Зоя: Можно было поздравить себя со счастливым избавлением от напасти, однако Зою не покидало ощущение, что некий секрет все же существует, и она была всего лишь в шаге от того, чтобы схватить его и присвоить, как уже присвоила чужое платье и имя. Но все-таки труп, лежащий у ног ромейки, заставлял ее побеспокоиться о собственной безопасности, отложив на потом все попытки подпрыгнуть выше собственной головы, приблизившись к повелителю османов. - Обойдется теперь, - проворчала наложница (возможно, уже бывшая) Махмуда-паши, отступая к двери и дергая за полу кафтана своего новоявленного родича, чтобы тому не вздумалось продолжать обмен оскорблениями, в которых оба противника, похоже, были мастерами. - Поспешим, братец.

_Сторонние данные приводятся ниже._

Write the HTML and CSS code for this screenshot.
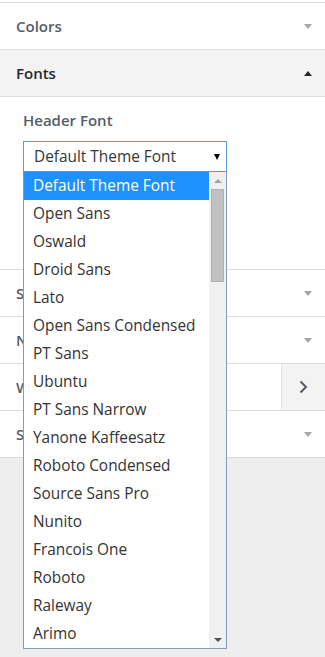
FILE: index.html
```html
<!DOCTYPE html>
<html>
<head>
<meta charset="utf-8">
<link rel="stylesheet" href="styles.css">
</head>
<body>
<div class="pane">
  <div class="top-gap"></div>
  <div class="section">
    <h3 class="title"><span>Colors</span><span class="caret down"></span></h3>
  </div>
  <div class="section open">
    <h3 class="title"><span>Fonts</span><span class="caret up"></span></h3>
    <div class="content">
      <div class="ctl-title">Header Font</div>
      <div class="select-wrap">
        <div class="select"><span>Default Theme Font</span><span class="sel-arrow"></span></div>
        <div class="dropdown">
          <ul class="options">
            <li class="opt active">Default Theme Font</li>
            <li class="opt">Open Sans</li>
            <li class="opt">Oswald</li>
            <li class="opt">Droid Sans</li>
            <li class="opt">Lato</li>
            <li class="opt">Open Sans Condensed</li>
            <li class="opt">PT Sans</li>
            <li class="opt">Ubuntu</li>
            <li class="opt">PT Sans Narrow</li>
            <li class="opt">Yanone Kaffeesatz</li>
            <li class="opt">Roboto Condensed</li>
            <li class="opt">Source Sans Pro</li>
            <li class="opt">Nunito</li>
            <li class="opt">Francois One</li>
            <li class="opt">Roboto</li>
            <li class="opt">Raleway</li>
            <li class="opt">Arimo</li>
          </ul>
          <div class="scrollbar">
            <div class="sb-btn"><span class="sb-up"></span></div>
            <div class="sb-track"><div class="sb-thumb"></div></div>
            <div class="sb-btn"><span class="sb-down"></span></div>
          </div>
        </div>
      </div>
    </div>
  </div>
  <div class="section">
    <h3 class="title"><span>Social Links</span><span class="caret down"></span></h3>
  </div>
  <div class="section">
    <h3 class="title"><span>Navigation</span><span class="caret down"></span></h3>
  </div>
  <div class="section panel">
    <h3 class="title"><span>Widgets</span>
      <span class="chev-box"><svg width="9" height="14" viewBox="0 0 9 14"><polyline points="1.5,1.5 7,7 1.5,12.5" fill="none" stroke="#555d66" stroke-width="2"/></svg></span>
    </h3>
  </div>
  <div class="section last">
    <h3 class="title"><span>Static Front Page</span><span class="caret down"></span></h3>
  </div>
</div>
</body>
</html>
```

FILE: styles.css
```css
html, body {
  margin: 0;
  padding: 0;
  background: #eeeeee;
  font-family: "Open Sans", "Noto Sans", sans-serif;
}

body {
  min-height: 657px;
}

.pane {
  width: 325px;
  min-height: 657px;
}

.top-gap {
  height: 2px;
  background: #fff;
}

.section {
  border-top: 1px solid #dddddd;
  background: #fff;
}

.section.last {
  border-bottom: 1px solid #dddddd;
}

.title {
  margin: 0;
  height: 46px;
  padding: 0 13px 0 16px;
  display: flex;
  align-items: center;
  justify-content: space-between;
  font-size: 15px;
  font-weight: 600;
  color: #555d66;
}

.open .title {
  background: #f3f3f3;
  color: #23282d;
  border-bottom: 1px solid #dddddd;
}

.caret {
  width: 0;
  height: 0;
  border-left: 4px solid transparent;
  border-right: 4px solid transparent;
}

.caret.down {
  border-top: 5px solid #a0a5aa;
}

.caret.up {
  border-bottom: 5px solid #23282d;
}

.panel .title {
  padding-right: 0;
}

.chev-box {
  width: 44px;
  height: 46px;
  background: #f3f3f3;
  border-left: 1px solid #e4e4e4;
  display: flex;
  align-items: center;
  justify-content: center;
  box-sizing: border-box;
}

.content {
  height: 172px;
  box-sizing: border-box;
  padding: 13px 0 0 23px;
  background: #fff;
}

.ctl-title {
  font-size: 15px;
  font-weight: 600;
  line-height: 20px;
  color: #555d66;
  margin-bottom: 11px;
}

.select-wrap {
  position: relative;
  width: 204px;
}

.select {
  height: 31px;
  box-sizing: border-box;
  border: 1px solid #5b9dd9;
  padding: 0 6px 0 10px;
  display: flex;
  align-items: center;
  justify-content: space-between;
  font-size: 15.4px;
  color: #32373c;
  background: #fff;
}

.sel-arrow {
  width: 0;
  height: 0;
  border-left: 3.5px solid transparent;
  border-right: 3.5px solid transparent;
  border-top: 6px solid #000;
}

.dropdown {
  position: absolute;
  top: 31px;
  left: 0;
  width: 204px;
  height: 477px;
  box-sizing: border-box;
  border: 1px solid #7f9db9;
  border-top: none;
  background: #fff;
  display: flex;
  z-index: 10;
}

.options {
  list-style: none;
  margin: 0;
  padding: 0;
  width: 185px;
}

.opt {
  height: 28px;
  line-height: 28px;
  padding-left: 9px;
  font-size: 15.4px;
  color: #333;
  white-space: nowrap;
}

.opt.active {
  background: #1e90ff;
  color: #fff;
}

.scrollbar {
  width: 17px;
  background: #f0f0f0;
  display: flex;
  flex-direction: column;
}

.sb-btn {
  height: 17px;
  display: flex;
  align-items: center;
  justify-content: center;
}

.sb-up {
  width: 0;
  height: 0;
  border-left: 4px solid transparent;
  border-right: 4px solid transparent;
  border-bottom: 4px solid #a3a3a3;
}

.sb-down {
  width: 0;
  height: 0;
  border-left: 4px solid transparent;
  border-right: 4px solid transparent;
  border-top: 4px solid #505050;
}

.sb-track {
  flex: 1;
}

.sb-thumb {
  margin: 0 2px;
  height: 93px;
  box-sizing: border-box;
  background: #c1c1c1;
  border: 1px solid #b0b0b0;
}
```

Озгур: Озгур стоял ни жив ни мертв. Собственная смелость внезапно показалась ему безумием: оскорблять этого разряженного мерзавца здесь, в стенах разбойничьего притона, когда отовсюду, из каждого угла, ему на помощь могли прийти кинжалы и копья... Поэтому внезапное и никак не ожиданное решение незнакомца заставило его сердце с глухим всхлипом удариться о ребра. Он отпускал их - но почему? Ответ был слишком очевиден: ревнивый и мстительный красавец намерен был воспользоваться своей близостью к его врагам, и приготовить им какой-то убийственный сюрприз - и, сказать правду, какое-то непонятное чувство подсказывало шехзаде, что на этот раз влияния Махмуд-паши может оказаться недостаточно, ведь слова, произнесенные при свете дня, быстро забываются, вытесненные сладким шепотом ночи. Движение Зойки вывело его из этой пугающей неподвижности, заставив вспомнить о том, что еще остается шанс покинуть это место. Не в силах отвести глаз от внушающего почти животный ужас незнакомца, он сделал шаг назад, толкая ромейку к выходу, торопясь поскорее разорвать уже сжимающиеся на его горле петли янычарских удавок. Закрыто?